# Procedure for Error Propagation

- In the following procedure the standard deviation of the mean is calculated according to the formula

- [math]\sigma_m= \sqrt{\frac{1}{N*(N-1)} \sum_{i=1}^N (x_i - \overline{x})^2}\,[/math]

- It is only recently that I received a copy of Taylor's informative text on error analysis. I have chosen to apply the methods of Chapter 8 (Least Squares Fitting) to my data and so I have redone this section of the error analysis completely. It will help me as well as the reader to explain the steps that will be taken.

**1.)** I begin by assuming a normal distribution to the stopping potential data following the relation y = A + Bx, which is going to be a very narrow distribution judging by the low deviation of the voltage data for each frequency.
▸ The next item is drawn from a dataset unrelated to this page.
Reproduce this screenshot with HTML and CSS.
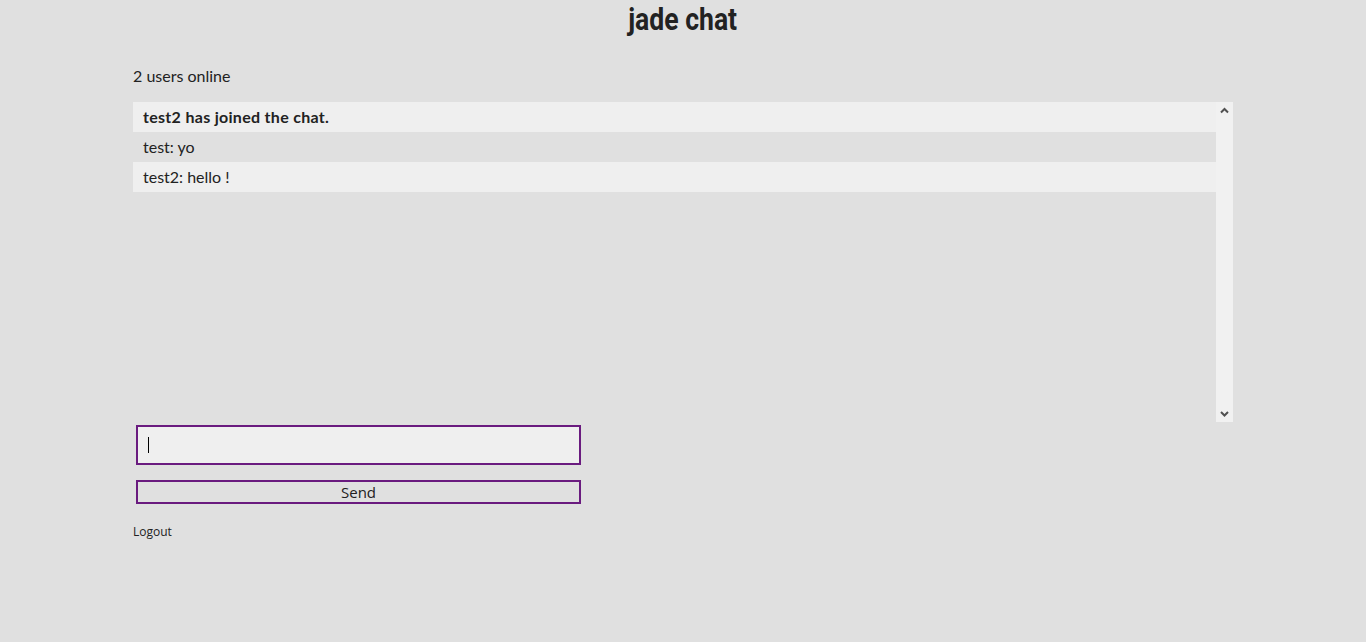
FILE: index.html
```html
<!DOCTYPE html>
<html>
<head>
<meta charset="utf-8">
<title>jade chat</title>
<link rel="stylesheet" href="styles.css">
</head>
<body>
<header class="head"><h1 class="title">jade chat</h1></header>
<main class="wrap">
  <p class="online">2 users online</p>
  <div class="chat">
    <ul class="messages">
      <li class="msg alt bold">test2 has joined the chat.</li>
      <li class="msg">test: yo</li>
      <li class="msg alt">test2: hello !</li>
    </ul>
    <div class="scrollbar">
      <svg class="arrow" width="17" height="17" viewBox="0 0 17 17"><path d="M5 10.5 L8.5 7 L12 10.5" fill="none" stroke="#505050" stroke-width="2"/></svg>
      <svg class="arrow" width="17" height="17" viewBox="0 0 17 17"><path d="M5 7 L8.5 10.5 L12 7" fill="none" stroke="#505050" stroke-width="2"/></svg>
    </div>
  </div>
  <form class="form">
    <div class="field-wrap">
      <input class="field" type="text">
      <span class="caret"></span>
    </div>
    <button class="send" type="button">Send</button>
  </form>
  <a class="logout" href="#">Logout</a>
</main>
</body>
</html>
```
FILE: styles.css
```css
html, body {
  margin: 0;
  padding: 0;
  background: #e0e0e0;
  color: #222;
  font-family: Lato, "Noto Sans", sans-serif;
  font-size: 16px;
}
.head {
  height: 44px;
  text-align: center;
}
.title {
  display: inline-block;
  margin: 0;
  font-family: Roboto, sans-serif;
  font-weight: bold;
  font-size: 32px;
  line-height: 38px;
  color: #222;
  transform: scaleX(0.83);
}
.wrap {
  width: 1100px;
  margin: 0 auto;
}
.online {
  margin: 17px 0 11px;
  line-height: 30px;
}
.chat {
  display: flex;
  height: 320px;
}
.messages {
  flex: 1;
  margin: 0;
  padding: 0;
  list-style: none;
}
.msg {
  height: 30px;
  line-height: 30px;
  padding-left: 10px;
}
.alt { background: #efefef; }
.bold { font-weight: bold; letter-spacing: 0.3px; }
.scrollbar {
  width: 17px;
  background: #f1f1f1;
  display: flex;
  flex-direction: column;
  justify-content: space-between;
}
.arrow { display: block; }
.form {
  display: flex;
  flex-direction: column;
  gap: 15px;
  padding: 3px 0 0 3px;
  width: 445px;
}
.field-wrap {
  position: relative;
  height: 40px;
}
.field {
  box-sizing: border-box;
  display: block;
  height: 40px;
  width: 445px;
  margin: 0;
  border: 2px solid #6a1b7f;
  background: #efefef;
  padding: 0 10px;
  font: inherit;
  outline: none;
  caret-color: transparent;
}
.caret {
  position: absolute;
  left: 12px;
  top: 12px;
  width: 1px;
  height: 16px;
  background: #000;
}
.send {
  box-sizing: border-box;
  height: 24px;
  width: 445px;
  margin: 0;
  border: 2px solid #6a1b7f;
  background: #e0e0e0;
  font-family: "Open Sans", sans-serif;
  font-size: 15px;
  line-height: 18px;
  color: #222;
  padding: 0;
}
.logout {
  display: inline-block;
  margin-top: 19px;
  font-family: "Open Sans", sans-serif;
  font-size: 12px;
  color: #222;
  text-decoration: none;
}
```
If we assume no substantial errors in the x variable the probability of obtaining the observed values of y (in my case eV) will be proportional to the Gaussian:

- [math] Prob_{A,B}(y_1,...,y_N) \propto \frac{1}{\sigma_y ^N} e^{-\chi^{2}/2} [/math]

where [math] \chi^2 = \frac{\left(\sum_{i=1}^N (y_i - A - Bx_i)^2\right)}{\sigma_y ^2} [/math]
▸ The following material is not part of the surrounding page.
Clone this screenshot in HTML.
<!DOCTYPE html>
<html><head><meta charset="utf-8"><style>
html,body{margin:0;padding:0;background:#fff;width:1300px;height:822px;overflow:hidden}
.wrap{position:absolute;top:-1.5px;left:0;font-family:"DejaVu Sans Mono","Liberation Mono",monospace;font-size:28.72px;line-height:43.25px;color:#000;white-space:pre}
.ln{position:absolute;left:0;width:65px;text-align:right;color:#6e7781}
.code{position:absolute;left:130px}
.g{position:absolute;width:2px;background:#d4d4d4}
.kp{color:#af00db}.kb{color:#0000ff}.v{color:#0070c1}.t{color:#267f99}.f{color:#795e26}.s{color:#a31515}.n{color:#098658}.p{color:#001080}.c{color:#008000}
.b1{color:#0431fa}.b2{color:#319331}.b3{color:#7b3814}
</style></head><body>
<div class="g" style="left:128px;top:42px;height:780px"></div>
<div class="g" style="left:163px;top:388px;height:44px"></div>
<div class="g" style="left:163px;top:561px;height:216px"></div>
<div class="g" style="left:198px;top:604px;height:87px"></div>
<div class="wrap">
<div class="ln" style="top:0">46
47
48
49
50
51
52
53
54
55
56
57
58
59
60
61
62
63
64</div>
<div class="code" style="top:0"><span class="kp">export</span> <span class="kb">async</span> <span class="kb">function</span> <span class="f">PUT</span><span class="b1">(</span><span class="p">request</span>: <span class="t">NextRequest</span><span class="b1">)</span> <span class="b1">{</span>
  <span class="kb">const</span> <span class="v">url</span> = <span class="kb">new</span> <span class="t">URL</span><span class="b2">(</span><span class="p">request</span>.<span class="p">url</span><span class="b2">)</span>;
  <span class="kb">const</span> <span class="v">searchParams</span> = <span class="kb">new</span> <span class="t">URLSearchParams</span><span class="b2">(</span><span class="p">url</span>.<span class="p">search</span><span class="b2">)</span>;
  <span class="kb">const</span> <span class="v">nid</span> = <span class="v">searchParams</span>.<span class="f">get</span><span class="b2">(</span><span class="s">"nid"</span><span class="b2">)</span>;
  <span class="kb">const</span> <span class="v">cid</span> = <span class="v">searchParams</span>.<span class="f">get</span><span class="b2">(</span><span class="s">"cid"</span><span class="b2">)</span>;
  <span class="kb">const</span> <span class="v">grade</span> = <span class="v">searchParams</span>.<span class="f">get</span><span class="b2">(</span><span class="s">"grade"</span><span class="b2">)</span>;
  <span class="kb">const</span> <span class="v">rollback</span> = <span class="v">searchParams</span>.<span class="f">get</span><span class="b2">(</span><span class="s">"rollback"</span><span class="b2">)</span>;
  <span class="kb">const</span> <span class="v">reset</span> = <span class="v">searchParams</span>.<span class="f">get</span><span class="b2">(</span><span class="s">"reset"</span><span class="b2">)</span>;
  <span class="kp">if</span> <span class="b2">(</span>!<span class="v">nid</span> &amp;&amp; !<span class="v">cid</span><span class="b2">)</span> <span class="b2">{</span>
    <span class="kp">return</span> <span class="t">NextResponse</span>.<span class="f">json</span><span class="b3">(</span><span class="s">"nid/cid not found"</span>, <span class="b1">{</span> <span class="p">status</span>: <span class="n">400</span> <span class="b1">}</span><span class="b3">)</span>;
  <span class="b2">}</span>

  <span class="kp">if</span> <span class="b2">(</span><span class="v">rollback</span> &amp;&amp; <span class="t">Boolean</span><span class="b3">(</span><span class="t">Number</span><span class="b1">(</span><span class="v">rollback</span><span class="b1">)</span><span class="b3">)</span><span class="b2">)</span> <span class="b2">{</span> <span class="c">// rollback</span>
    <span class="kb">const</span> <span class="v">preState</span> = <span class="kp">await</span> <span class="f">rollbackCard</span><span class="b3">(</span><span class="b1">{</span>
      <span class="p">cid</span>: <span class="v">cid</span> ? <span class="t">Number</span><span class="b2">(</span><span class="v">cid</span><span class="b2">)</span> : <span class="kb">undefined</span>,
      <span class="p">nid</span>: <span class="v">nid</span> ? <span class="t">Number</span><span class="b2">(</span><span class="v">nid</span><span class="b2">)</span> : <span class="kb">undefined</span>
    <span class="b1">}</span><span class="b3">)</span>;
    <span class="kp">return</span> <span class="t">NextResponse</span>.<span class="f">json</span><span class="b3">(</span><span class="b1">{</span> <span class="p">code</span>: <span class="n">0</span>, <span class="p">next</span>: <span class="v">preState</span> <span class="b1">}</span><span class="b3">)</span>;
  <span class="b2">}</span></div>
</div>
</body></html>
and [math] y = eV [/math], [math] A = -\omega_0 [/math], [math] B = h [/math] for this experiment.

**2.)** Since the best estimates for A and B are those values at which *ProbAB(y1,...,yN)* is maximum, or identically for which Χ^2 is a minimum, the least square fits for A and B (-ω_0 and h) are found by taking the derivative of X^2 with respect to A and B separately and then solving the resulting two equations for A and B. In the end

- [math] A = \frac{\sum_{i=1}^N x_i^2 \sum_{i=1}^N y_i - \sum_{i=1}^N x_i \sum_{i=1}^N x_iy_i}{\Delta}[/math]
- [math] B = \frac{N\sum_{i=1}^N x_iy_i - \sum_{i=1}^N x_i \sum_{i=1}^N y_i}{\Delta}[/math]
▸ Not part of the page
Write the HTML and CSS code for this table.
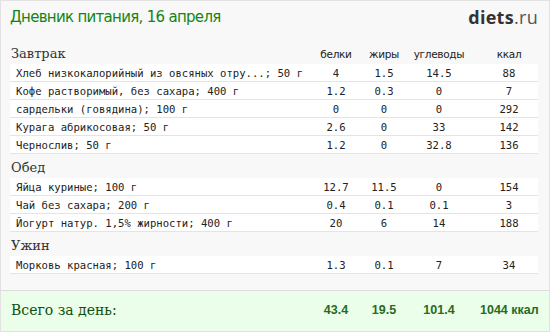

where [math] \Delta = N\sum_{i=1}^N x_i^2 - \left(\sum_{i=1}^N x_i\right)^2 [/math]

I choose to perform this step using the MATLAB functions *polyfit* to find the coefficients (A & B) and *polyval* to evaluate them at at the data points for plotting.

**3.)** With the least squares coefficients determined I can proceed to calculating the errors of y (eV), A (-ω_0), and B (h). Taylor shows that the uncertainty for y (with x assumed to be without error) is

- [math]\sigma_y= \sqrt{\frac{1}{N-2} \sum_{i=1}^N (y_i - A-Bx_i)^2}\,[/math]

I use this definition but divide by an extra N to make it the SDOM. This formula is generally similar to the familiar SDOM formula quoted above, except that it has a factor of N-2 in the denominator. This difference results from the fact that, in calculating uncertainty, we divide by the number of independent measured values. When we have to calculate the average of one quantity before the uncertainty we are left with N-1 independent measured values, or*degrees of freedom*, but when we have to calculate the average of two quantities (A & B) then we are left with N-2 *degrees of freedom*. Taylor says that there are good statistical reasons to divide by the number of degrees of freedom instead of the number of measurements, but does not justify it mathematically. Qualitatively, though, this makes sense, for were we to measure just two pairs of data (x1,y1) and (x2,y2) with N=2 we could always get a straight line through two points so the idea of a linear fit for two points should be undefined, which is in this case a division by 0.

**4.)** With the uncertainty in y determined I finally calculate the uncertainties in the quantities that I am really interested in, A and B, or rather ω_0 and h. Taylor explains that from the two expressions for A and B above we can apply the general error propagation formula (summing partial derivatives times their respective uncertainties in quadrature) to arrive at the uncertainties for A and B (I repeat that I use the extra 1/N factor in my σ_y):

- [math] \sigma_A = \sigma_y\sqrt{\frac{\sum_{i=1}^N x_i^2}{\Delta}}[/math]
- [math] \sigma_B = \sigma_y\sqrt{\frac{N}{\Delta}}[/math]

where once more [math]\Delta = N\sum_{i=1}^N x_i^2 - \left(\sum_{i=1}^N x_i\right)^2 [/math]

**5.)** In obtaining my final results I calculate the standard error of the mean (stdm) for each set of data, then average these errors for the total stdm of ω_0 and h.